SINGAPORE -- The escalating war of words between the U.S. and North Korea has rattled previously bullish investors, spurring a broad-based exodus from Asian stocks that had been riding high on a global flood of liquidity.
Asian markets sank across the board again Friday. South Korea's benchmark Kospi index slumped for a fourth straight day, falling 1.7%, while the Shanghai Composite Index dropped 1.6% after having hit a year-to-date high just this month.
U.S. President Donald Trump declared this week that any further threats from North Korea would be met "with fire and fury like the world has never seen." Pyongyang responded by announcing preparations for a plan to launch missiles toward waters near the American territory of Guam. Trump warned Friday that "military solutions are now fully in place."

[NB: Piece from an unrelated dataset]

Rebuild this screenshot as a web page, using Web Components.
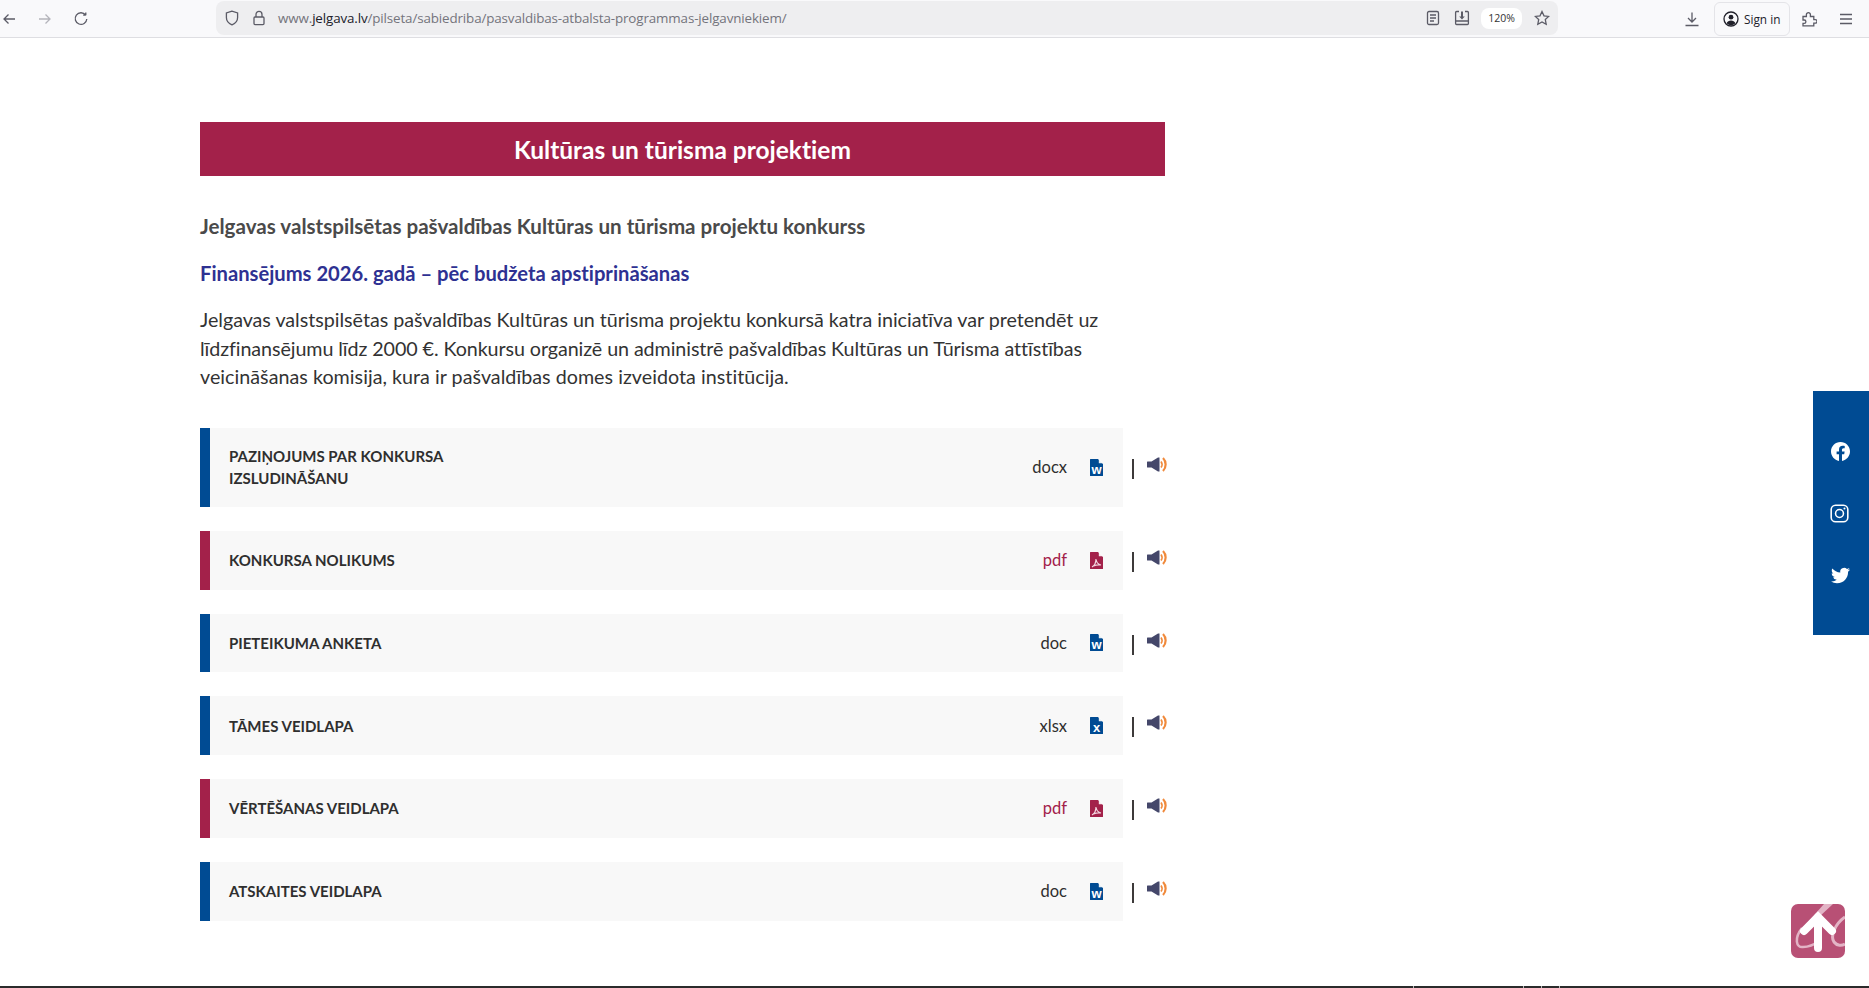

With the Chinese government preparing for a leadership reshuffle at the twice-a-decade party congress in the fall as well, investors "have to be more attuned to geopolitical risks," a Hong Kong-based asset management company noted.
Hong Kong's Hang Seng Index slumped 2% as some 90% of its constituents retreated, with even previously popular financial and real estate stocks losing ground.
Indian and Southeast Asian markets were not immune despite otherwise strong performances this year. Singapore's Straits Times Index and Indonesia's Jakarta Composite Index each sagged more than 1%.
North Korean provocations historically have not caused long-term stock market declines on their own, but the situation is in flux, and investors must pay close attention, said James Cheo, an investment strategist at Bank of Singapore.